Metal Gear Solid Delta: Snake Eater se encontra em uma posição peculiar. Por um lado, compreendo a reverência quase religiosa ao original — afinal, estamos falando de um dos jogos mais aclamados de todos os tempos, criado por Hideo Kojima, que hoje já não tem qualquer envolvimento com a franquia após sua polêmica ruptura com a Konami. Esse peso histórico naturalmente gera cautela: como “mexer” em uma obra-prima sem comprometer aquilo que a tornou tão marcante?
Mas, por outro lado, fica a pergunta: qual é o real propósito de refazer Snake Eater se a intenção é manter tudo praticamente idêntico ao que já conhecemos?
Não seria justo dizer que Delta é um jogo ruim, porque, no fundo, ele continua sendo Metal Gear Solid 3 — ainda uma experiência brilhante, cheia de momentos memoráveis e com um design de jogo que envelheceu surpreendentemente bem. O problema é que, como remake, Delta faz escolhas que soam mais conservadoras do que ousadas, e isso mina sua própria relevância. Ele não oferece motivos fortes para revisitar esta versão em detrimento das já disponíveis, seja no PlayStation 2, nas coletâneas em HD do Xbox 360 ou até nas edições mais recentes em coleções remasterizadas.
Nos últimos anos, testemunhamos uma enxurrada de remakes — de Final Fantasy VII Remake a Dead Space, passando por tantas outras franquias icônicas. Era inevitável que a Konami buscasse também surfar nessa onda de nostalgia. Porém, à medida que mais jogos retornam com “novas” roupagens, fica cada vez mais difícil não questionar: estamos realmente preservando a essência desses clássicos ou apenas reciclando o passado em busca de lucro rápido?

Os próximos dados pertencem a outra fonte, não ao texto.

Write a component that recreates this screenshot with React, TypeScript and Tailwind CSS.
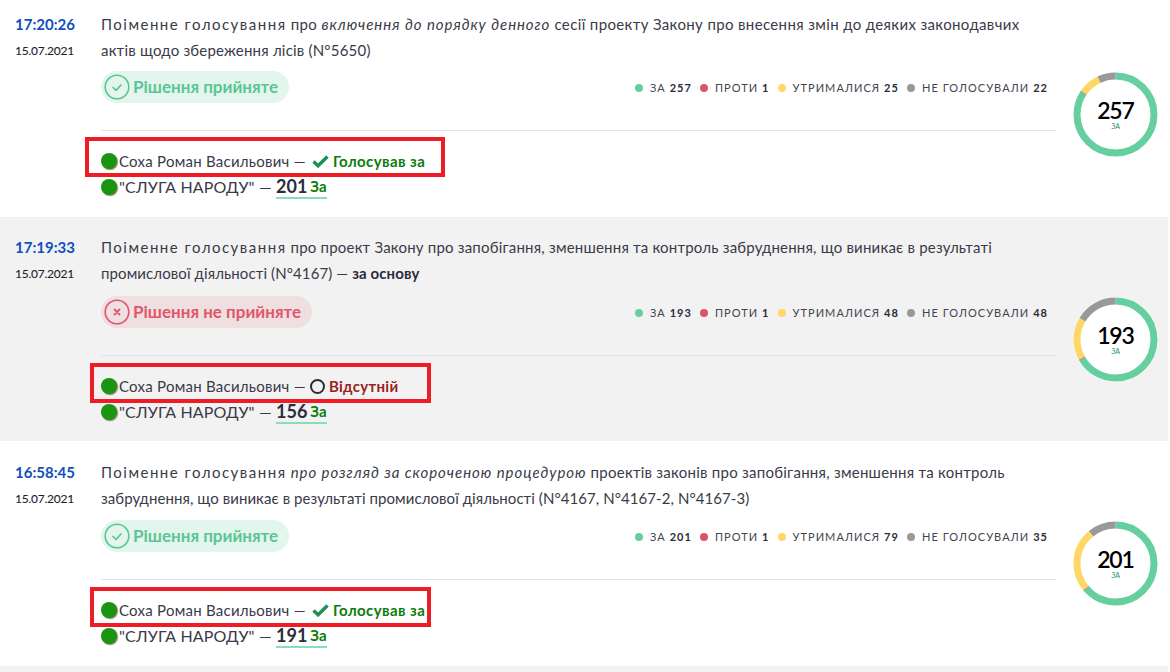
const font = { fontFamily: '"Lato", "Noto Sans", sans-serif' };

type Vote = {
  time: string;
  title: React.ReactNode;
  passed: boolean;
  counts: [number, number, number, number];
  status: "yes" | "absent";
  party: number;
  bg: string;
  box: string;
  height: string;
  timeTop: string;
  textTop: string;
  pillTop: string;
  donutTop: string;
};

const Lead = ({ children }: { children: React.ReactNode }) => <span className="tracking-[1.5px]">{children}</span>;

const votes: Vote[] = [
  {
    time: "17:20:26",
    title: (
      <>
        <span className="tracking-[0.36px]">
          <Lead>Поіменне голосування</Lead> про <i className="tracking-[0.93px]">включення до порядку денного</i> сесії проекту Закону про внесення змін до деяких законодавчих
        </span>
        <br />
        <span className="tracking-[0.2px]">актів щодо збереження лісів (N°5650)</span>
      </>
    ),
    passed: true,
    counts: [257, 1, 25, 22],
    status: "yes",
    party: 201,
    bg: "bg-white",
    box: "left-[85px] top-[137px] w-[360px]",
    height: "h-[217px]",
    timeTop: "pt-[14px]",
    textTop: "pt-[12px]",
    pillTop: "mt-[8px]",
    donutTop: "pt-[72px]",
  },
  {
    time: "17:19:33",
    title: (
      <>
        <span className="tracking-[0.2px]">
          <Lead>Поіменне голосування</Lead> про проект Закону про запобігання, зменшення та контроль забруднення, що виникає в результаті
        </span>
        <br />
        <span className="tracking-[0.1px]">
          промислової діяльності (N°4167) — <b className="font-bold text-[#2c2c3a]">за основу</b>
        </span>
      </>
    ),
    passed: false,
    counts: [193, 1, 48, 48],
    status: "absent",
    party: 156,
    bg: "bg-[#f2f2f2]",
    box: "left-[90px] top-[146px] w-[341px]",
    height: "h-[224px]",
    timeTop: "pt-[20px]",
    textTop: "pt-[18px]",
    pillTop: "mt-[10px]",
    donutTop: "pt-[80px]",
  },
  {
    time: "16:58:45",
    title: (
      <>
        <span className="tracking-[0.25px]">
          <Lead>Поіменне голосування</Lead> <i className="tracking-[0.95px]">про розгляд за скороченою процедурою</i> проектів законів про запобігання, зменшення та контроль
        </span>
        <br />
        <span className="tracking-[0.07px]">забруднення, що виникає в результаті промислової діяльності (N°4167, N°4167-2, N°4167-3)</span>
      </>
    ),
    passed: true,
    counts: [201, 1, 79, 35],
    status: "yes",
    party: 191,
    bg: "bg-white",
    box: "left-[90px] top-[146px] w-[341px]",
    height: "h-[225px]",
    timeTop: "pt-[21px]",
    textTop: "pt-[19px]",
    pillTop: "mt-[9px]",
    donutTop: "pt-[80px]",
  },
];

const colors = ["#66cf9f", "#dc5468", "#ffd766", "#999999"];
const labels = ["ЗА", "ПРОТИ", "УТРИМАЛИСЯ", "НЕ ГОЛОСУВАЛИ"];

function Donut({ counts }: { counts: number[] }) {
  const r = 38.5;
  const c = 2 * Math.PI * r;
  const total = counts.reduce((a, b) => a + b, 0);
  let offset = 0;
  return (
    <div className="relative h-[85px] w-[85px] shrink-0 rounded-full bg-white">
      <svg viewBox="0 0 85 85" className="h-[85px] w-[85px] -rotate-90">
        {counts.map((n, i) => {
          const len = (n / total) * c;
          const el = (
            <circle
              key={i}
              cx="42.5"
              cy="42.5"
              r={r}
              fill="none"
              stroke={colors[i]}
              strokeWidth="7"
              strokeDasharray={`${len} ${c - len}`}
              strokeDashoffset={-offset}
            />
          );
          offset += len;
          return el;
        })}
      </svg>
      <div className="absolute inset-0 flex flex-col items-center pt-[26px]">
        <span className="text-[23px] font-semibold leading-[24px] tracking-[-1.1px] text-black">{counts[0]}</span>
        <span className="text-[7px] leading-[8px] text-[#1f8f5f]">ЗА</span>
      </div>
    </div>
  );
}

function Pill({ passed }: { passed: boolean }) {
  const color = passed ? "text-[#5cc596]" : "text-[#e0566a]";
  return (
    <div
      className={`flex h-[32px] items-center gap-[3px] rounded-full pl-[3px] text-[17px] font-bold ${color} ${
        passed ? "w-[188px] bg-[#e3f6ed]" : "w-[211px] bg-[#f0dfe1]"
      }`}
    >
      <svg viewBox="0 0 26 26" className="h-[26px] w-[26px]" fill="none" stroke="currentColor" strokeLinecap="round" strokeLinejoin="round">
        <circle cx="13" cy="13" r="11.8" strokeWidth="1.6" />
        {passed ? (
          <path d="M9 13.5l3 2.8 5-5.3" strokeWidth="1.7" />
        ) : (
          <path d="M10.5 10.5l5 5M15.5 10.5l-5 5" strokeWidth="1.9" />
        )}
      </svg>
      <span>{passed ? "Рішення прийняте" : "Рішення не прийняте"}</span>
    </div>
  );
}

function Dot() {
  return <span className="inline-block h-[16px] w-[16px] shrink-0 rounded-full bg-[#1a9510] shadow-[1px_1px_1px_rgba(90,70,30,0.7)]" />;
}

function VoteRow({ v }: { v: Vote }) {
  return (
    <section className={`relative flex ${v.bg} ${v.height}`}>
      <div className={`w-[101px] shrink-0 pl-[15px] ${v.timeTop}`}>
        <div className="text-[15px] font-bold leading-[20px] text-[#0f4fc0]">{v.time}</div>
        <div className="mt-[8px] text-[12px] font-medium leading-[18px] tracking-[-0.25px] text-[#1f1f2a]">15.07.2021</div>
      </div>
      <div className={`w-[955px] shrink-0 ${v.textTop}`}>
        <p className="text-[15px] leading-[25.5px] text-[#3a3a48]">{v.title}</p>
        <div className={`flex h-[32px] items-center justify-between ${v.pillTop}`}>
          <Pill passed={v.passed} />
          <div className="flex items-center gap-[8px] pr-[8px] pt-[2px] text-[11px] tracking-[1.05px] text-[#44444f]">
            {v.counts.map((n, i) => (
              <span key={i} className="flex items-center">
                <span className="mr-[7px] h-[8px] w-[8px] rounded-full" style={{ backgroundColor: colors[i] }} />
                {labels[i]}&nbsp;<b className="font-bold text-[#2c2c3a]">{n}</b>
              </span>
            ))}
          </div>
        </div>
        <div className="mt-[27px] border-t border-[#e2e2e2] pt-[17px]">
          <div className="flex h-[26px] items-center text-[15px] tracking-[0.25px] text-[#3a3a48]">
            <Dot />
            <span className="ml-[2px]">Соха Роман Васильович —&nbsp;</span>
            {v.status === "yes" ? (
              <span className="ml-[2px] flex items-center text-[15px] font-bold tracking-[0.4px] text-[#0a7d0a]">
                <svg viewBox="0 0 17 13" className="mr-[4px] h-[13px] w-[17px]" fill="none" stroke="#1f8f5a" strokeWidth="3.4">
                  <path d="M1.5 6.5l4.6 4.3L15.5 1.5" />
                </svg>
                Голосував за
              </span>
            ) : (
              <span className="flex items-center text-[15px] font-bold tracking-[0.3px] text-[#9a2222]">
                <span className="mr-[4px] h-[15px] w-[15px] rounded-full border-2 border-[#2c2c3a]" />
                Відсутній
              </span>
            )}
          </div>
          <div className="flex h-[26px] items-center text-[16px] text-[#3a3a48]">
            <Dot />
            <span className="ml-[2px] tracking-[0.15px]">"СЛУГА НАРОДУ" —&nbsp;</span>
            <span className="flex h-[24px] items-center gap-[3px] border-b-2 border-[#8bdcb8]">
              <b className="text-[18px] font-bold text-[#2c2c3a]">{v.party}</b>
              <b className="text-[15px] font-bold text-[#0a7d0a]">За</b>
            </span>
          </div>
        </div>
      </div>
      <div className={`pl-[17px] ${v.donutTop}`}>
        <Donut counts={v.counts} />
      </div>
      <div className={`absolute h-[40px] border-[4px] border-[#ee1c25] ${v.box}`} />
    </section>
  );
}

export default function App() {
  return (
    <main className="min-h-[672px] w-[1168px] bg-[#f2f2f2]" style={font}>
      {votes.map((v) => (
        <VoteRow key={v.time} v={v} />
      ))}
    </main>
  );
}
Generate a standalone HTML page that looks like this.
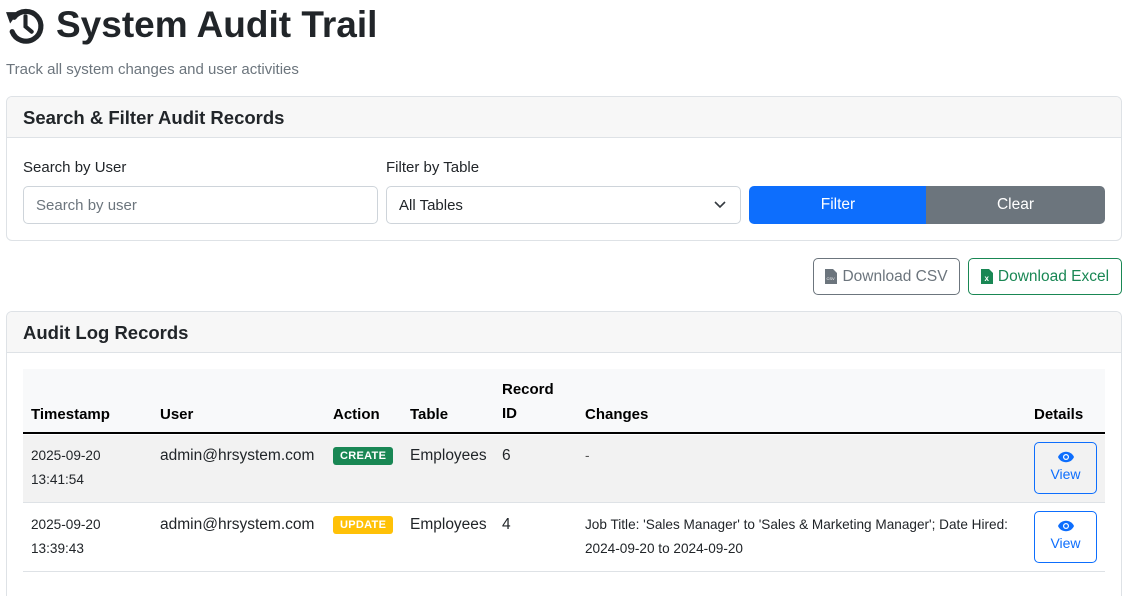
<!DOCTYPE html>
<html><head><style>
*{box-sizing:border-box;margin:0;padding:0}
html,body{width:1127px;height:596px;overflow:hidden}
body{background:#fff;font-family:"Liberation Sans",sans-serif;color:#212529;position:relative}
.a{position:absolute;white-space:nowrap}
.card{position:absolute;border:1px solid #dee2e6;border-radius:6px;background:#fff;overflow:hidden}
.ch{position:absolute;left:0;right:0;top:0;height:41px;background:#f7f7f7;border-bottom:1px solid #dee2e6;font-size:18.5px;font-weight:bold;padding:10px 16px;color:#212529}
.inp{position:absolute;height:38px;border:1px solid #ced4da;border-radius:5px;font-size:15px;padding:10px 12px;color:#6c757d}
.btn{position:absolute;display:flex;align-items:center;justify-content:center;font-size:15.5px}
.th{font-weight:bold;font-size:15px;color:#000}
.td{font-size:15.5px}
.sm{font-size:13.6px;line-height:24px}
.badge{position:absolute;font-size:11px;font-weight:bold;color:#fff;border-radius:3px;padding:3px 7px;letter-spacing:.3px}
.view{position:absolute;width:63px;height:52px;border:1px solid #0d6efd;border-radius:5px;color:#0d6efd;font-size:14px;text-align:center;padding-top:8px;line-height:22px}
.view svg{display:block;margin:0 auto}
</style></head><body>
<svg class="a" style="left:5px;top:5px" width="41" height="41" viewBox="0 0 40 40"><path d="M9 12 A14.5 14.5 0 1 1 7 26" fill="none" stroke="#212529" stroke-width="5" stroke-linecap="round"/><path d="M1 7 L13 7 L5 18 Z" fill="#212529"/><path d="M20 11 V21 L26 26" fill="none" stroke="#212529" stroke-width="4" stroke-linecap="round"/></svg>
<div class="a" style="left:56px;top:4px;font-size:37px;font-weight:bold;color:#212529">System Audit Trail</div>
<div class="a" style="left:6px;top:61px;font-size:15px;color:#6c757d">Track all system changes and user activities</div>

<div class="card" style="left:6px;top:96px;width:1116px;height:145px">
<div class="ch">Search &amp; Filter Audit Records</div>
<div class="a" style="left:16px;top:62px;font-size:15px">Search by User</div>
<div class="a" style="left:379px;top:62px;font-size:15px">Filter by Table</div>
<div class="inp" style="left:16px;top:89px;width:355px">Search by user</div>
<div class="inp" style="left:379px;top:89px;width:355px;color:#212529">All Tables<svg style="position:absolute;right:14px;top:13px" width="12" height="9" viewBox="0 0 12 9"><path d="M1 2 L6 7 L11 2" fill="none" stroke="#343a40" stroke-width="1.6"/></svg></div>
<div class="btn" style="left:742px;top:89px;width:178px;height:38px;background:#0d6efd;color:#fff;border-radius:5px 0 0 5px">Filter</div>
<div class="btn" style="left:919px;top:89px;width:179px;height:38px;background:#6c757d;color:#fff;border-radius:0 5px 5px 0">Clear</div>
</div>

<div class="btn" style="left:813px;top:258px;width:147px;height:37px;border:1px solid #6c757d;border-radius:5px;color:#6c757d"><svg width="12" height="15" viewBox="0 0 12 15" style="margin-right:5px"><path d="M0 0H8L12 4V15H0Z" fill="#6c757d"/><text x="1.5" y="11" font-size="4" fill="#fff" font-family="Liberation Sans">CSV</text></svg>Download CSV</div>
<div class="btn" style="left:968px;top:258px;width:154px;height:37px;border:1px solid #198754;border-radius:5px;color:#198754"><svg width="12" height="15" viewBox="0 0 12 15" style="margin-right:5px"><path d="M0 0H8L12 4V15H0Z" fill="#198754"/><text x="3.5" y="12" font-size="8" font-weight="bold" fill="#fff" font-family="Liberation Sans">x</text></svg>Download Excel</div>

<div class="card" style="left:6px;top:311px;width:1116px;height:285px;border-bottom:none;border-radius:6px 6px 0 0">
<div class="ch">Audit Log Records</div>
<div class="a" style="left:16px;top:57px;width:1082px;height:65px;background:#f8f9fa;border-bottom:2px solid #000"></div>
<div class="a" style="left:16px;top:123px;width:1082px;height:68px;background:#f2f2f2;border-bottom:1px solid #dee2e6"></div>
<div class="a" style="left:16px;top:191px;width:1082px;height:69px;border-bottom:1px solid #dee2e6"></div>
<div class="a th" style="left:24px;top:94px">Timestamp</div>
<div class="a th" style="left:153px;top:94px">User</div>
<div class="a th" style="left:326px;top:94px">Action</div>
<div class="a th" style="left:403px;top:94px">Table</div>
<div class="a th" style="left:495px;top:66px;line-height:24px">Record<br>ID</div>
<div class="a th" style="left:578px;top:94px">Changes</div>
<div class="a th" style="left:1027px;top:94px">Details</div>

<div class="a sm" style="left:24px;top:132px">2025-09-20<br>13:41:54</div>
<div class="a td" style="left:153px;top:135px">admin@hrsystem.com</div>
<div class="badge" style="left:326px;top:135px;background:#198754">CREATE</div>
<div class="a td" style="left:403px;top:135px">Employees</div>
<div class="a td" style="left:495px;top:135px">6</div>
<div class="a sm" style="left:578px;top:132px;color:#555">-</div>
<div class="view" style="left:1027px;top:130px"><svg width="16" height="12" viewBox="0 0 16 12"><path d="M0 6C3-1 13-1 16 6C13 13 3 13 0 6Z" fill="#0d6efd"/><circle cx="8" cy="6" r="3" fill="#fff"/><circle cx="8" cy="6" r="1.8" fill="#0d6efd"/></svg>View</div>

<div class="a sm" style="left:24px;top:201px">2025-09-20<br>13:39:43</div>
<div class="a td" style="left:153px;top:204px">admin@hrsystem.com</div>
<div class="badge" style="left:326px;top:204px;background:#ffc107">UPDATE</div>
<div class="a td" style="left:403px;top:204px">Employees</div>
<div class="a td" style="left:495px;top:204px">4</div>
<div class="a sm" style="left:578px;top:201px;font-size:13.6px">Job Title: 'Sales Manager' to 'Sales &amp; Marketing Manager'; Date Hired:<br>2024-09-20 to 2024-09-20</div>
<div class="view" style="left:1027px;top:199px"><svg width="16" height="12" viewBox="0 0 16 12"><path d="M0 6C3-1 13-1 16 6C13 13 3 13 0 6Z" fill="#0d6efd"/><circle cx="8" cy="6" r="3" fill="#fff"/><circle cx="8" cy="6" r="1.8" fill="#0d6efd"/></svg>View</div>
</div>
</body></html>
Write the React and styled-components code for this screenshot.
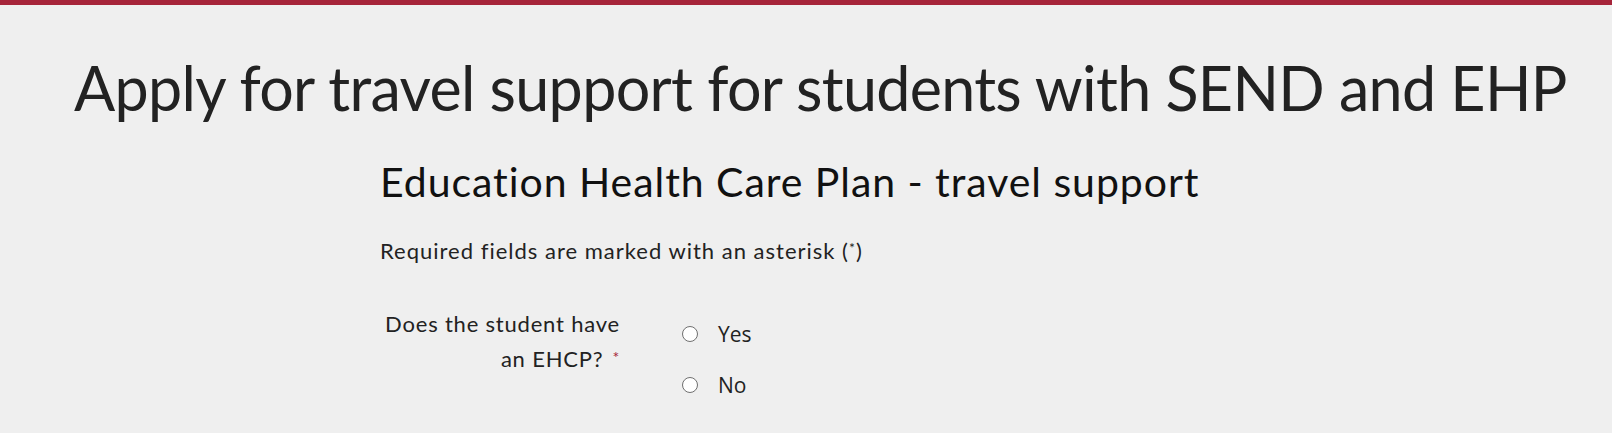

Jogar Metal Gear Solid Delta ainda é uma experiência prazerosa, sem dúvida. Mas, no fundo, me pego refletindo se uma nova geração de jogadores conseguirá sentir o impacto que Snake Eater teve em seu tempo — ou se esta versão não passa de uma reverência vazia, incapaz de transmitir plenamente por que ele foi, e ainda é, tão crucial para a história dos videogames.